Here, the debtor has reopened its chapter 11 case for the purpose of having the bankruptcy court determine the dischargeability of the plaintiffs' claims. Although the debtor wisely sought and obtained an entry of a final decree upon substantive consummation of its plan, thus closing its case, upon reopening the case, it again became a case under chapter 11 subject to quarterly fees. The fact that the Bankruptcy Administrator may not have significant involvement in the administration of the case at this juncture is not relevant since the assessment of quarterly fees is not contingent upon nor related to the services performed by the Bankruptcy Administrator.
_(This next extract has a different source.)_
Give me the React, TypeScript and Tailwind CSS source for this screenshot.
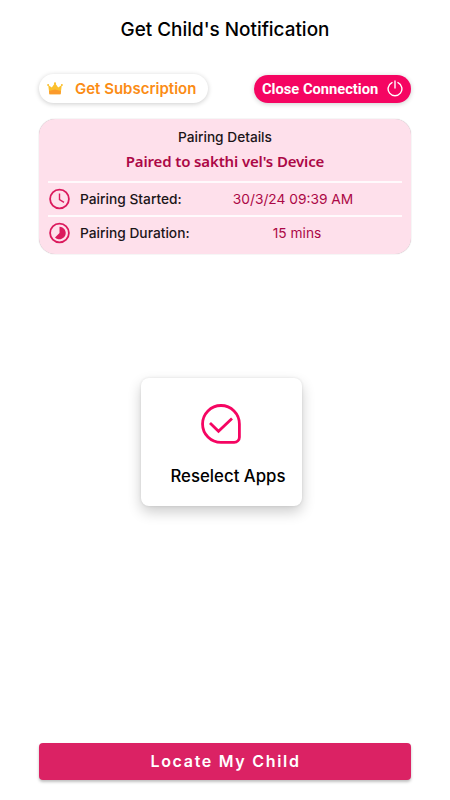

Accordingly, the debtor shall remit to the Bankruptcy Administrator's office its unpaid quarterly fees within twenty (20) days of entry of this order or be subject to conversion or dismissal; failing which the case will be dismissed.
SO ORDERED.
END OF DOCUMENT
WM Six Forks, 502 B.R. at 91 n.2 (quoting 28 U.S.C. § 1930(a)(7)). Thus, quarterly fees are assessable in the Bankruptcy Administrator districts under the same guidelines imposed upon debtors in the U.S. Trustee districts.